First, some much-deserved hat-tipping. This School Choice Week, we celebrate traditional public schools, like Burbank Middle School, whose talented students recorded the official National School Choice Week 2022 dance. We celebrate charter schools, like the members of the North Carolina Association for Public Charter Schools, who are gathering in their state capital for a school fair calling attention to choice’s impact on student happiness. We celebrate magnet schools, like those in Connecticut, that are raising awareness of the power of diverse public education tracks for middle and high schoolers.

We celebrate private schools, like those participating in multi-school choice fairs in more than 20 states, spreading their missions and scholarship opportunities to thousands of families. We celebrate online school students and teachers as well, like those at Reach Cyber Academy in Pennsylvania, who are planning field trips for online students throughout the state to go snow tubing together. And, of course, we celebrate homeschooling families, especially the thousands of new ones this year, who have met the challenge of unfinished learning and given their all to help kids grow.

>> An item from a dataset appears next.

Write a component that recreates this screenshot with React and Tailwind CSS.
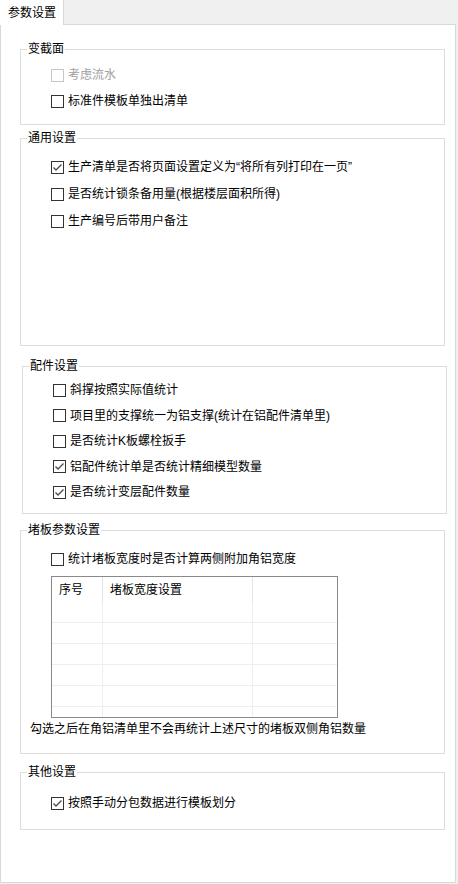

There are also unexpected, sometimes overlooked places to celebrate learning this School Choice Week. There are parents reading stories to their children before bed, or having enriching conversations as a family at dinnertime. These little ways that families choose to participate in their children’s education add up, eventually making a substantial difference in a child’s learning experience and even grade-point average and vocabulary. And there are libraries providing free books, computer access and tutoring to kids. We’re proud that more than 200 such libraries have celebrated School Choice Week with us since 2019.

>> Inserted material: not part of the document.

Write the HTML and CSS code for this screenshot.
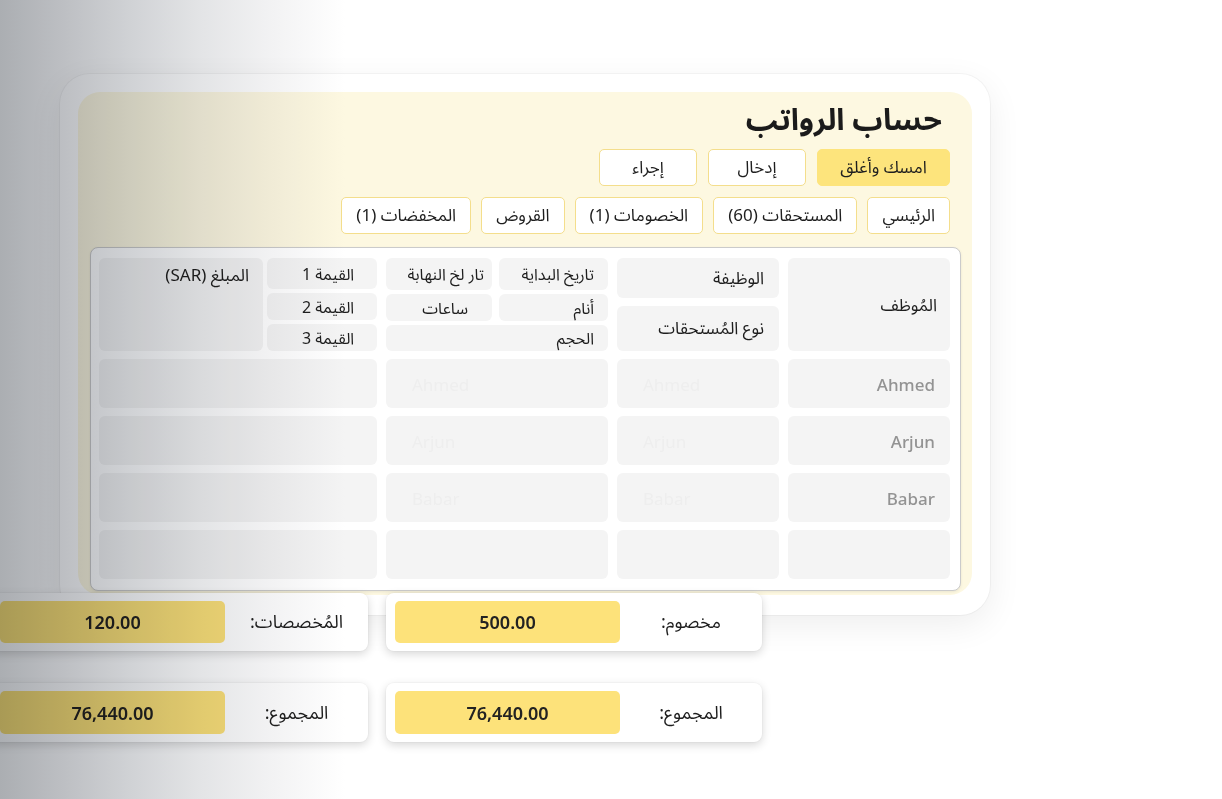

Libraries, dinner tables, bedtime routines — these aren’t what people usually mean by school choice. They are secondary to whether you choose a traditional public, charter, or online school. But they are critical learning choices too. And they allude to the increasingly blurred line between home life and external activities like work or school. Classroom walls are dissolving, and learning is becoming increasingly diversified in when and how it takes place. Even as the vast majority of American families may continue to choose a traditional public school environment, hybrid learning is here to stay. Families are saying yes to flexibility, and yes to more learning resources everywhere.

So, why are we still celebrating School Choice Week, rather than Parental Choice Week or Learning Choice Week or Education Freedom Week?

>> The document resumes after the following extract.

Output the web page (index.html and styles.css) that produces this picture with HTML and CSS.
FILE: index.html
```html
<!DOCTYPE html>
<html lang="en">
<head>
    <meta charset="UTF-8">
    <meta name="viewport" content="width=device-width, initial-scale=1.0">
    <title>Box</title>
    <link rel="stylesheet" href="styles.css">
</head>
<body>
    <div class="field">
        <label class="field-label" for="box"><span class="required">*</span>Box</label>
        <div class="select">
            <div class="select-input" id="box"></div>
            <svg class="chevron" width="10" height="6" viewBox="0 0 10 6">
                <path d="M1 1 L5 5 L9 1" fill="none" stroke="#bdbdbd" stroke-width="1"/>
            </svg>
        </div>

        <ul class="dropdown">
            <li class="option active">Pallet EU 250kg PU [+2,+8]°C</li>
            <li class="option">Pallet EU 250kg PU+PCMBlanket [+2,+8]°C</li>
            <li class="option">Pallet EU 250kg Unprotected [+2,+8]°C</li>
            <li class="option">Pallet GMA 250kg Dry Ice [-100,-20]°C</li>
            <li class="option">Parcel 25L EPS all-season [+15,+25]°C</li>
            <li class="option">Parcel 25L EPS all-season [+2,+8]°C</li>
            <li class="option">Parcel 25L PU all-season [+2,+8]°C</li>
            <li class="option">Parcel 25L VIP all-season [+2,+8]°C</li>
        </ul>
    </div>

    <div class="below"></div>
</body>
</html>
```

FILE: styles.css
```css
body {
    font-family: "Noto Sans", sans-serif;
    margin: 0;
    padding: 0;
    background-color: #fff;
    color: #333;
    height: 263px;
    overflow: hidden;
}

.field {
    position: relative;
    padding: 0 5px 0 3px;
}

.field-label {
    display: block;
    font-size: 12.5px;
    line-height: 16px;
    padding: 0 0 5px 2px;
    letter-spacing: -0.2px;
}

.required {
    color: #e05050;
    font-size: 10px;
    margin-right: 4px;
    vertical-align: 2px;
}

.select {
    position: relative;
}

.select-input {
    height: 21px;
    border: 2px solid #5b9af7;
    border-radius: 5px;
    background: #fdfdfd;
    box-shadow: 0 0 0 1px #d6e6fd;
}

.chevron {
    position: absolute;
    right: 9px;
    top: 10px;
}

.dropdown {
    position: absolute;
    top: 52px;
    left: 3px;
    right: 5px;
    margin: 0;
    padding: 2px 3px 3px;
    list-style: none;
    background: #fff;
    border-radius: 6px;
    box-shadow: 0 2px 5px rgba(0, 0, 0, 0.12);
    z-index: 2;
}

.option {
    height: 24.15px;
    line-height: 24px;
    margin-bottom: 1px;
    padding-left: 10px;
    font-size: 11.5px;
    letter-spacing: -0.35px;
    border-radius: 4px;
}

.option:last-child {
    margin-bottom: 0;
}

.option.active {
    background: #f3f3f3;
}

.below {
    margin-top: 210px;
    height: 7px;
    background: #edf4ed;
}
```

School has always been a bigger, and more inclusive, idea than many people realize. As a reference to a place of learning, “school” stems from the Greek scholē, meaning leisure. School means time and space for the fun of discovering and exploring how the world works. School is a life experience, not walls. School choice isn’t and has never been just about access to private or charter schools. It’s about all kids in America being able to take advantage of the learning spaces and supports that help them discover their identity and their relation to the world around them.

What’s more, over the last 20-plus years, school choice has become embedded in public consciousness — even becoming an official part of the Associated Press style guide for journalists. The term has evolved over time to encompass changing, growing choices — like transfer options in the public school sector. The term is simple enough and descriptive enough that people across all 50 states have a natural understanding of its meaning.

School isn’t just a neighborhood building. It’s what’s happening in homes, on computers and on field trips across America every week. It’s easy to forget what a great big word “school” is, which is one more reason to talk about it this National School Choice Week. I hope you join us in celebrating learning this week — you’ll find it everywhere.

Andrew Campanella is president of National School Choice Week.